“I live off the suffering of strangers,” reflects Sarah Goodwin, a wartime photographer and the lead character in Donald Margulies’ Time Stands Still, which is produced by New Light Theater Project and running at 13th Street Repertory Company. After being injured by a roadside bomb on assignment in Iraq, Sarah’s boyfriend James brings her home to their Brooklyn apartment. James is also a wartime correspondent in Iraq, but he suffered a mental collapse and returned home weeks prior to Sarah’s near-death experience.
Sarah (Nancy Nagrant) and James (John Long) have made their careers reporting wartime atrocities to Western audiences and struggle with the tension between the real suffering they have witnessed from people they have come to know and, in some cases, love, and the reduction of that suffering for consumption by a mass audience alongside advertising and Hollywood gossip. When the play opens, James has reached his breaking point, and spends his days replacing the real horror of war with the cheap terror of kitschy horror films like Invasion of the Body Snatchers, all under the pretext of academic analysis of the cultural anxieties these horror movies reveal. When James explains his threadbare theory to Sarah, she dismisses it as insignificant compared to the gravity of wartime journalism, unable to see that these movies are cathartic to James, giving him a safe place to heal. Unlike James, Sarah has not yet reached her breaking point, and maybe never will. She grapples with the idea of living a more conventional life and even accepts James’ marriage proposal, replacing the danger of wartime journalism with covering issues in a local women’s prison. But ultimately, the addictively high stakes of war prevails, and the couple’s relationship buckles beneath the strain of deciding between the two very different lives they want to lead.

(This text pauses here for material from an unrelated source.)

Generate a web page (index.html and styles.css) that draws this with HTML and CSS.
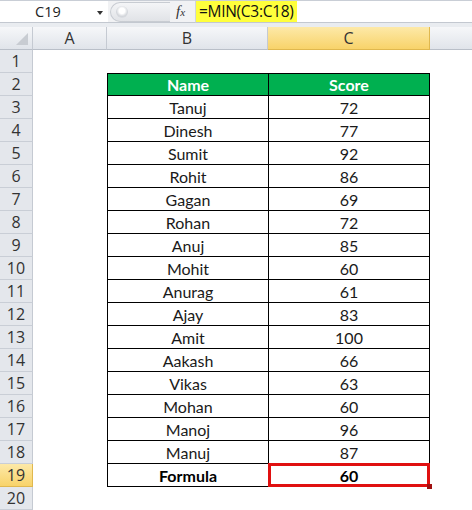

Under the capable direction of Jerry Heymann and the first-rate set design of Brian Dudkiewicz, the interior life of the narrative is compelling, and Heymann gives the play’s opening moments between Sarah and James upon their return from Iraq a generous pace, building an intimacy between the characters and the audience. Nagrant and Long establish a lived authenticity and love between these two characters, which exists alongside the heaviness of the trauma they have survived, both individually and as a couple. Nagrant brings great attention to the physicality of Sarah’s injuries, showing an independent woman’s struggle to rely on others through her recovery. Unfortunately, at times, the same pace and attention was not given to moments of betrayal and heartbreak between the couple, which felt rushed and disconnected.
The tension between Sarah and James is eased and explained by scenes with their friend and editor, Richard, played energetically and compassionately by Ross DeGraw, and his new, much younger girlfriend Mandy (Assol Abdullina). While Mandy initially comes across as a caricature, Abdullina gives her a guileless quality that can make her seem like the bearer of simple truths next to the sometimes self-important Sarah and James.
An impressive staging of one of Margulies’ finest and most thought-provoking dramas. There is no time like the present to visit the historic 13th Street Repertory Theater for a night of great theatre.